• [DATA SECTION]:
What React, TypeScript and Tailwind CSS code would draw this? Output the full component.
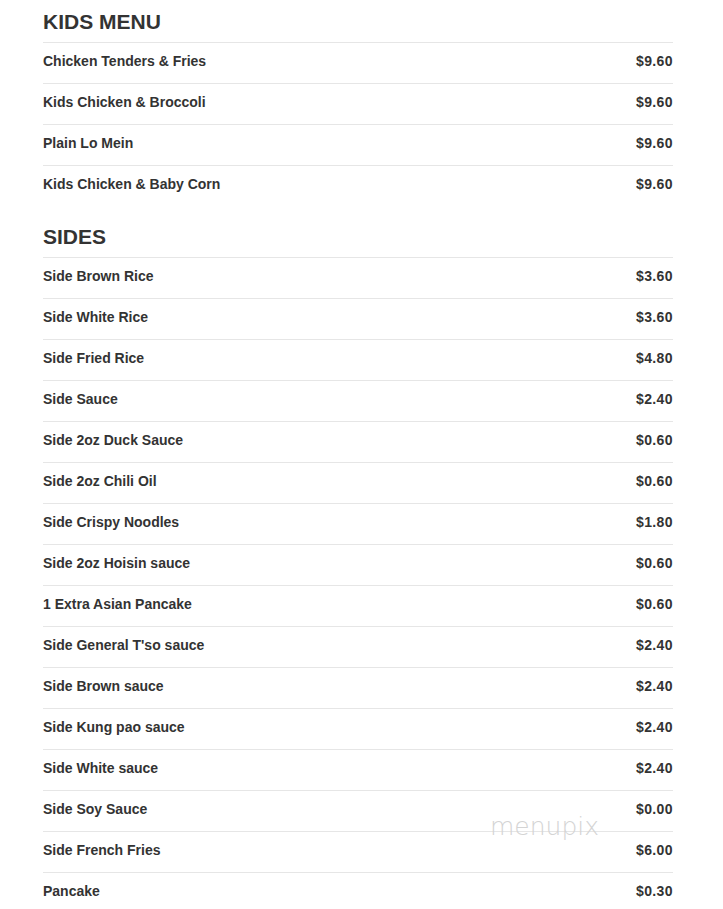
const kids: [string, string][] = [
  ["Chicken Tenders & Fries", "$9.60"],
  ["Kids Chicken & Broccoli", "$9.60"],
  ["Plain Lo Mein", "$9.60"],
  ["Kids Chicken & Baby Corn", "$9.60"],
];

const sides: [string, string][] = [
  ["Side Brown Rice", "$3.60"],
  ["Side White Rice", "$3.60"],
  ["Side Fried Rice", "$4.80"],
  ["Side Sauce", "$2.40"],
  ["Side 2oz Duck Sauce", "$0.60"],
  ["Side 2oz Chili Oil", "$0.60"],
  ["Side Crispy Noodles", "$1.80"],
  ["Side 2oz Hoisin sauce", "$0.60"],
  ["1 Extra Asian Pancake", "$0.60"],
  ["Side General T'so sauce", "$2.40"],
  ["Side Brown sauce", "$2.40"],
  ["Side Kung pao sauce", "$2.40"],
  ["Side White sauce", "$2.40"],
  ["Side Soy Sauce", "$0.00"],
  ["Side French Fries", "$6.00"],
  ["Pancake", "$0.30"],
];

function Section({ title, items, className = "" }: { title: string; items: [string, string][]; className?: string }) {
  return (
    <section className={className}>
      <h2 className="pt-[10px] pb-[8px] text-[21px] leading-[24px] font-bold text-[#333]">{title}</h2>
      {items.map(([name, price]) => (
        <div
          key={name}
          className="flex items-center justify-between h-[41px] pb-[4px] border-t border-[#e6e6e6] text-[14px] font-bold text-[#333]"
        >
          <span>{name}</span>
          <span className="tracking-[0.4px]">{price}</span>
        </div>
      ))}
    </section>
  );
}

export default function App() {
  return (
    <main
      className="relative bg-white min-h-[909px] overflow-hidden"
      style={{ fontFamily: '"Liberation Sans", Arial, sans-serif' }}
    >
      <div className="ml-[43px] w-[630px]">
        <Section title="KIDS MENU" items={kids} />
        <Section title="SIDES" items={sides} className="mt-[9px]" />
      </div>
      {/* watermark */}
      <div
        className="absolute left-[490px] top-[808px] text-[25px] text-[#d4d4d4] pointer-events-none"
        style={{ fontFamily: '"DejaVu Sans", sans-serif', fontWeight: 200 }}
      >
        menupix
      </div>
    </main>
  );
}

• [WHAT YOU HAVE TO DO]: Using the material above, return every line exactly as it appears, minus the pictures.

• [EXPECTED ANSWER]:
What React, TypeScript and Tailwind CSS code would draw this? Output the full component.
const kids: [string, string][] = [
  ["Chicken Tenders & Fries", "$9.60"],
  ["Kids Chicken & Broccoli", "$9.60"],
  ["Plain Lo Mein", "$9.60"],
  ["Kids Chicken & Baby Corn", "$9.60"],
];

const sides: [string, string][] = [
  ["Side Brown Rice", "$3.60"],
  ["Side White Rice", "$3.60"],
  ["Side Fried Rice", "$4.80"],
  ["Side Sauce", "$2.40"],
  ["Side 2oz Duck Sauce", "$0.60"],
  ["Side 2oz Chili Oil", "$0.60"],
  ["Side Crispy Noodles", "$1.80"],
  ["Side 2oz Hoisin sauce", "$0.60"],
  ["1 Extra Asian Pancake", "$0.60"],
  ["Side General T'so sauce", "$2.40"],
  ["Side Brown sauce", "$2.40"],
  ["Side Kung pao sauce", "$2.40"],
  ["Side White sauce", "$2.40"],
  ["Side Soy Sauce", "$0.00"],
  ["Side French Fries", "$6.00"],
  ["Pancake", "$0.30"],
];

function Section({ title, items, className = "" }: { title: string; items: [string, string][]; className?: string }) {
  return (
    <section className={className}>
      <h2 className="pt-[10px] pb-[8px] text-[21px] leading-[24px] font-bold text-[#333]">{title}</h2>
      {items.map(([name, price]) => (
        <div
          key={name}
          className="flex items-center justify-between h-[41px] pb-[4px] border-t border-[#e6e6e6] text-[14px] font-bold text-[#333]"
        >
          <span>{name}</span>
          <span className="tracking-[0.4px]">{price}</span>
        </div>
      ))}
    </section>
  );
}

export default function App() {
  return (
    <main
      className="relative bg-white min-h-[909px] overflow-hidden"
      style={{ fontFamily: '"Liberation Sans", Arial, sans-serif' }}
    >
      <div className="ml-[43px] w-[630px]">
        <Section title="KIDS MENU" items={kids} />
        <Section title="SIDES" items={sides} className="mt-[9px]" />
      </div>
      {/* watermark */}
      <div
        className="absolute left-[490px] top-[808px] text-[25px] text-[#d4d4d4] pointer-events-none"
        style={{ fontFamily: '"DejaVu Sans", sans-serif', fontWeight: 200 }}
      >
        menupix
      </div>
    </main>
  );
}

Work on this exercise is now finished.